Florida’s statute has found a clever way around this concern. It doesn’t narrow any existing right to marry–it simply severs marriage from its usual property consequences under certain circumstances. And that, Prof. Turnipseed observes, has long been acceptable: The Constitution respects the right to marry, but states have great leeway in deciding how marriage affects property rights.5

Increasing publicity surrounding the issue, as well as an increasingly elderly electorate, may result in more states addressing the problem of deathbed marriages. But a final concern remains. As noted above, states are comfortable voiding a marriage because the parties are somehow unfit for it; they’re far more reluctant to void a marriage because of its circumstances. Part of this is no doubt simple respect: Marriage is understood to be a deeply personal thing, and people shy away from allowing the outside world to decide what circumstances “legitimize” a union. But even with deathbed marriages in which the moral intuition strongly favors some outside intervention, the fact is that the kinds of issues rendering a marriage void are much easier to investigate than those rendering it voidable. Because void marriages are defective by virtue of the parties’ nature, the inquiry comes down to easily ascertainable questions of fact: It doesn’t take much to figure out whether spouses are siblings, the same sex or already legally married. In fact, the state will already have records proving or falsifying these possibilities as part of the normal functions of a modern bureaucracy. Investigating the circumstances of a marriage, by contrast, involves costly and time-consuming litigation that has the potential to clog up the courts. In the end, deathbed marriages may just be the sad casualty of a too-broad cost-benefit analysis.

Endnotes

1. Florida Probate & Trust Litigation Blog post by Juan Antunez, Dec. 17, 2010, www.flprobatelitigation.com/2010/12/.

2. In re Berk, 2010 N.Y. Slip Op. 02139 (S. Ct., March 16, 2010); Campbell v. Thomas, 2010 N.Y. Slip Op. 02082 (S. Ct., March 16, 2010).

3. Kentucky Law Journal, Vol. 96, 2007-2008, p. 275.

4. Subcommittee Report on Challenges to the Validity of Marriage After the Death of a Spouse in Probate Proceedings, Probate and Trust Litigation Committee, Jan. 11, 2008.

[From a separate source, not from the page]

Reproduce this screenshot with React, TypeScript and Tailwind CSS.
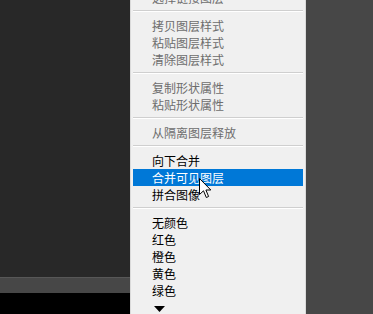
import React from 'react'

type Entry = { label?: string; disabled?: boolean; active?: boolean; sep?: boolean }

const entries: Entry[] = [
  { label: '选择链接图层', disabled: true },
  { sep: true },
  { label: '拷贝图层样式', disabled: true },
  { label: '粘贴图层样式', disabled: true },
  { label: '清除图层样式', disabled: true },
  { sep: true },
  { label: '复制形状属性', disabled: true },
  { label: '粘贴形状属性', disabled: true },
  { sep: true },
  { label: '从隔离图层释放', disabled: true },
  { sep: true },
  { label: '向下合并' },
  { label: '合并可见图层', active: true },
  { label: '拼合图像' },
  { sep: true },
  { label: '无颜色' },
  { label: '红色' },
  { label: '橙色' },
  { label: '黄色' },
  { label: '绿色' },
]

const Separator = () => (
  <div className="h-[11px] pt-[4px] px-[2px]">
    <div className="h-px bg-[#cfcfcf]" />
    <div className="h-px bg-white" />
  </div>
)

const Item = ({ label, disabled, active }: Entry) => (
  <div
    className={
      active
        ? 'mx-[2px] h-[17px] pl-[19px] leading-[17px] bg-[#0078d7] text-white'
        : disabled
        ? 'mx-[2px] h-[17px] pl-[19px] leading-[17px] text-[#6d6d6d]'
        : 'mx-[2px] h-[17px] pl-[19px] leading-[17px] text-black'
    }
  >
    {label}
  </div>
)

export default function App() {
  return (
    <div
      className="relative flex h-[314px] w-[373px] overflow-hidden"
      style={{ fontFamily: '"Noto Sans CJK SC", "Noto Sans", sans-serif' }}
    >
      {/* left canvas area */}
      <div className="flex w-[130px] flex-col bg-[#282828]">
        <div className="flex-1" />
        <div className="h-[16px] border-t border-[#575757] bg-[#474747]" />
        <div className="h-[21px] bg-black" />
      </div>

      {/* context menu */}
      <div className="w-[176px] border-l border-r border-[#dadada] bg-[#f0f0f0] text-[12px]">
        <div className="-mt-[11px]">
          {entries.map((e, i) =>
            e.sep ? <Separator key={i} /> : <Item key={i} {...e} />
          )}
          <div className="mx-[2px] flex h-[17px] items-center pl-[21px] pt-[2px]">
            <svg width="11" height="6" viewBox="0 0 11 6">
              <path d="M0 0 H11 L5.5 6 Z" fill="#000" />
            </svg>
          </div>
        </div>
      </div>

      {/* right panel */}
      <div className="flex-1 bg-[#474747]" />

      {/* mouse pointer */}
      <svg
        className="absolute left-[199px] top-[178px]"
        width="13"
        height="21"
        viewBox="0 0 13 21"
      >
        <path
          d="M0.5 0.5 V16.5 L4.5 12.8 L7.3 19.5 L9.6 18.5 L6.9 12 H11.8 Z"
          fill="#fff"
          stroke="#000"
          strokeWidth="1"
          strokeLinejoin="miter"
        />
      </svg>
    </div>
  )
}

5. Prof. Turnipseed’s preferred solution is similar to Florida’s approach. He would allow interested parties to challenge whether the decedent had testamentary capacity at the time of the marriage. If he didn’t, the marriage would remain intact, but the usual property consequences of marriage wouldn’t apply. He also proposes a short statute of limitation from the date of marriage, not from the date of death.